Now, there’s news about a completely different animated Noah’s Ark film that I’ve been following for years—but in this case, the film has actually been finished and released to the public (ten years after I first blogged it), and now it’s getting a sequel.
The film in question is Noah’s Ark: A Musical Adventure, a Brazilian film inspired by the poems of Vinicius de Moraes and produced by Walter Salles (director of the Oscar-nominated and -winning films Central Station and The Motorcycle Diaries).1
The film premiered in South Africa last January, and it has played in a number of countries since then, though I haven’t heard much about it in the way of reviews and whatnot. (The Guardian gave it two stars out of five last month.)
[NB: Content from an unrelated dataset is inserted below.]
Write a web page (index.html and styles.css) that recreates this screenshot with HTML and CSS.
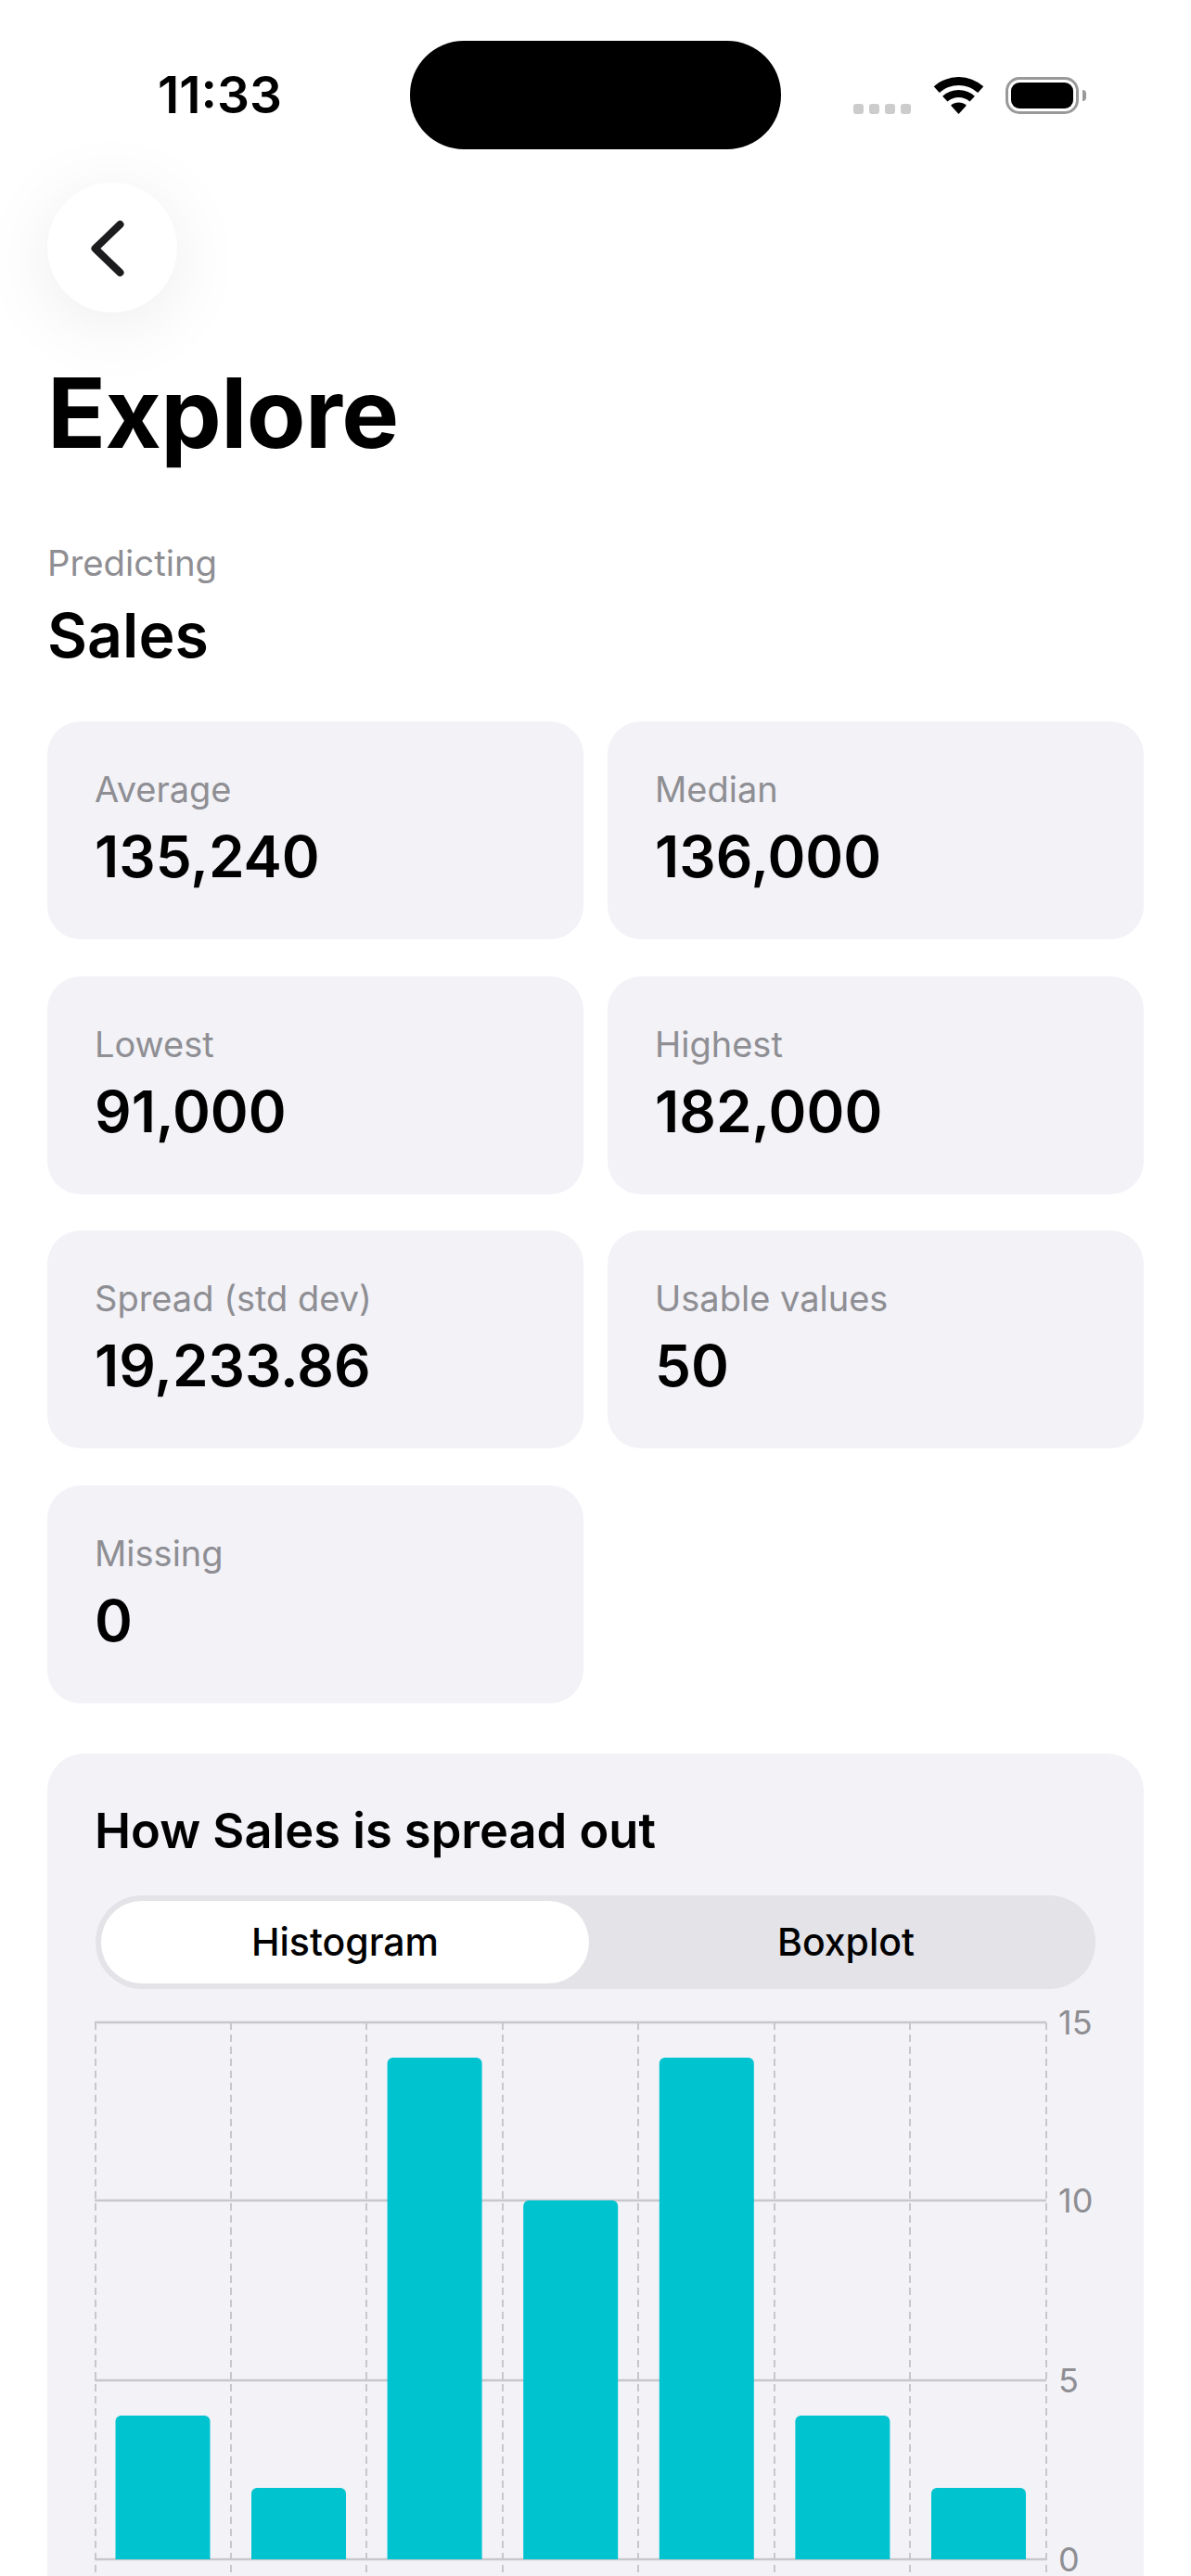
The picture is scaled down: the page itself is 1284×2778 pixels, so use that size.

Now Variety reports that a sequel is in the works:
The sequel will pick up the story of Vini and Tito and female mouse Nina, plus the other ark animals, once they land on dry land. Sergio Machado, co-director of the original with Alois Di Leo, is currently writing a screenplay for the sequel. Gullane is also planning a TV series based on the same characters “but slightly simplified and maybe in 2D,” said Fabiano Gullane.
I have one question: If the Flood is over and the animals have disembarked, what will the film be called? Could it be called Noah’s Ark 2 or some such thing if there aren’t any scenes set on the ark itself? Or will a lot of the action still take place there?
You can watch a trailer for the first film here:
Central Station was nominated for Best Foreign Language Film and Best Actress in 1999 (it lost to Life Is Beautiful and Shakespeare in Love, respectively), while The Motorcycle Diaries won for Best Original Song and was also nominated for Best Adapted Screenplay in 2005 (it lost the latter award to Sideways).